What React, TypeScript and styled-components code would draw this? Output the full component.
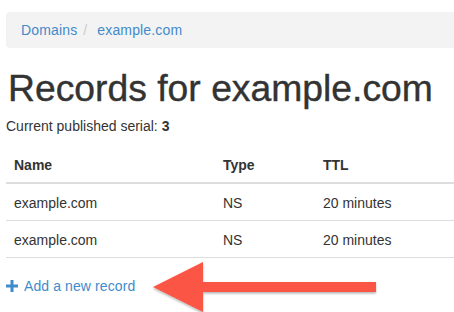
import React from 'react'
import styled, { createGlobalStyle } from 'styled-components'

const GlobalStyle = createGlobalStyle`
  html, body {
    margin: 0;
    padding: 0;
    background: #fff;
    overflow: hidden;
  }
  body {
    font-family: 'Liberation Sans', Arial, sans-serif;
    font-size: 14px;
    line-height: 20px;
    color: #333;
  }
`

const Page = styled.div`
  position: relative;
  width: 454px;
  height: 312px;
  overflow: hidden;
`

const Container = styled.div`
  width: 470px;
  padding: 12px 0 0 6px;
`

const Breadcrumb = styled.ol`
  display: flex;
  list-style: none;
  margin: 0;
  padding: 8px 15px;
  background: #f3f3f3;
  border-radius: 4px;
  letter-spacing: 0.15px;
`

const Crumb = styled.li`
  color: #428bca;
  & + &::before {
    content: '/';
    color: #ccc;
    padding: 0 10px 0 6px;
  }
`

const Title = styled.h1`
  margin: 20px 0 8px 2px;
  font-size: 37.3px;
  font-weight: 500;
  line-height: 40px;
  color: #333;
  -webkit-text-stroke: 0.4px #333;
`

const Serial = styled.p`
  margin: 0 0 10px;
  b {
    font-weight: 700;
  }
`

const Table = styled.table`
  width: 100%;
  table-layout: fixed;
  border-collapse: collapse;
  margin-bottom: 20px;
`

const HeadCell = styled.th<{ $w?: number }>`
  width: ${({ $w }) => ($w ? `${$w}px` : 'auto')};
  text-align: left;
  font-weight: 700;
  padding: 9px 8px 7px;
  border-bottom: 2px solid #ddd;
`

const Cell = styled.td`
  padding: 9px 8px 7px;
  border-bottom: 1px solid #ddd;
`

const AddLink = styled.a`
  display: flex;
  align-items: center;
  gap: 6px;
  margin-top: -2px;
  color: #428bca;
  text-decoration: none;
  font-size: 14px;
  letter-spacing: 0.1px;
`

const Arrow = styled.svg`
  position: absolute;
  left: 150px;
  top: 258px;
  overflow: visible;
`

const records = [
  { name: 'example.com', type: 'NS', ttl: '20 minutes' },
  { name: 'example.com', type: 'NS', ttl: '20 minutes' }
]

const App = () => {
  return (
    <Page>
      <GlobalStyle />
      <Container>
        <Breadcrumb>
          <Crumb>Domains</Crumb>
          <Crumb>example.com</Crumb>
        </Breadcrumb>
        <Title>Records for example.com</Title>
        <Serial>
          Current published serial: <b>3</b>
        </Serial>
        <Table>
          <thead>
            <tr>
              <HeadCell $w={193}>Name</HeadCell>
              <HeadCell $w={84}>Type</HeadCell>
              <HeadCell>TTL</HeadCell>
            </tr>
          </thead>
          <tbody>
            {records.map((r, i) => (
              <tr key={i}>
                <Cell>{r.name}</Cell>
                <Cell>{r.type}</Cell>
                <Cell>{r.ttl}</Cell>
              </tr>
            ))}
          </tbody>
        </Table>
        <AddLink href='#'>
          <svg width='12' height='12' viewBox='0 0 12 12'>
            <path d='M4.5 0h3v4.5H12v3H7.5V12h-3V7.5H0v-3h4.5z' fill='#428bca' />
          </svg>
          Add a new record
        </AddLink>
      </Container>
      <Arrow width='230' height='56' viewBox='0 0 230 56'>
        <defs>
          <filter id='shadow' x='-10%' y='-20%' width='120%' height='150%'>
            <feDropShadow dx='0' dy='1.5' stdDeviation='1' floodColor='#000' floodOpacity='0.3' />
          </filter>
        </defs>
        <path
          d='M3 29L53 4V24H226V34H53V54Z'
          fill='#fb5545'
          filter='url(#shadow)'
        />
      </Arrow>
    </Page>
  )
}

export default App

_Aim:_
Transcribe all the lines above exactly, apart from the pictures.

_Output of the exercise:_
What React, TypeScript and styled-components code would draw this? Output the full component.
import React from 'react'
import styled, { createGlobalStyle } from 'styled-components'

const GlobalStyle = createGlobalStyle`
  html, body {
    margin: 0;
    padding: 0;
    background: #fff;
    overflow: hidden;
  }
  body {
    font-family: 'Liberation Sans', Arial, sans-serif;
    font-size: 14px;
    line-height: 20px;
    color: #333;
  }
`

const Page = styled.div`
  position: relative;
  width: 454px;
  height: 312px;
  overflow: hidden;
`

const Container = styled.div`
  width: 470px;
  padding: 12px 0 0 6px;
`

const Breadcrumb = styled.ol`
  display: flex;
  list-style: none;
  margin: 0;
  padding: 8px 15px;
  background: #f3f3f3;
  border-radius: 4px;
  letter-spacing: 0.15px;
`

const Crumb = styled.li`
  color: #428bca;
  & + &::before {
    content: '/';
    color: #ccc;
    padding: 0 10px 0 6px;
  }
`

const Title = styled.h1`
  margin: 20px 0 8px 2px;
  font-size: 37.3px;
  font-weight: 500;
  line-height: 40px;
  color: #333;
  -webkit-text-stroke: 0.4px #333;
`

const Serial = styled.p`
  margin: 0 0 10px;
  b {
    font-weight: 700;
  }
`

const Table = styled.table`
  width: 100%;
  table-layout: fixed;
  border-collapse: collapse;
  margin-bottom: 20px;
`

const HeadCell = styled.th<{ $w?: number }>`
  width: ${({ $w }) => ($w ? `${$w}px` : 'auto')};
  text-align: left;
  font-weight: 700;
  padding: 9px 8px 7px;
  border-bottom: 2px solid #ddd;
`

const Cell = styled.td`
  padding: 9px 8px 7px;
  border-bottom: 1px solid #ddd;
`

const AddLink = styled.a`
  display: flex;
  align-items: center;
  gap: 6px;
  margin-top: -2px;
  color: #428bca;
  text-decoration: none;
  font-size: 14px;
  letter-spacing: 0.1px;
`

const Arrow = styled.svg`
  position: absolute;
  left: 150px;
  top: 258px;
  overflow: visible;
`

const records = [
  { name: 'example.com', type: 'NS', ttl: '20 minutes' },
  { name: 'example.com', type: 'NS', ttl: '20 minutes' }
]

const App = () => {
  return (
    <Page>
      <GlobalStyle />
      <Container>
        <Breadcrumb>
          <Crumb>Domains</Crumb>
          <Crumb>example.com</Crumb>
        </Breadcrumb>
        <Title>Records for example.com</Title>
        <Serial>
          Current published serial: <b>3</b>
        </Serial>
        <Table>
          <thead>
            <tr>
              <HeadCell $w={193}>Name</HeadCell>
              <HeadCell $w={84}>Type</HeadCell>
              <HeadCell>TTL</HeadCell>
            </tr>
          </thead>
          <tbody>
            {records.map((r, i) => (
              <tr key={i}>
                <Cell>{r.name}</Cell>
                <Cell>{r.type}</Cell>
                <Cell>{r.ttl}</Cell>
              </tr>
            ))}
          </tbody>
        </Table>
        <AddLink href='#'>
          <svg width='12' height='12' viewBox='0 0 12 12'>
            <path d='M4.5 0h3v4.5H12v3H7.5V12h-3V7.5H0v-3h4.5z' fill='#428bca' />
          </svg>
          Add a new record
        </AddLink>
      </Container>
      <Arrow width='230' height='56' viewBox='0 0 230 56'>
        <defs>
          <filter id='shadow' x='-10%' y='-20%' width='120%' height='150%'>
            <feDropShadow dx='0' dy='1.5' stdDeviation='1' floodColor='#000' floodOpacity='0.3' />
          </filter>
        </defs>
        <path
          d='M3 29L53 4V24H226V34H53V54Z'
          fill='#fb5545'
          filter='url(#shadow)'
        />
      </Arrow>
    </Page>
  )
}

export default App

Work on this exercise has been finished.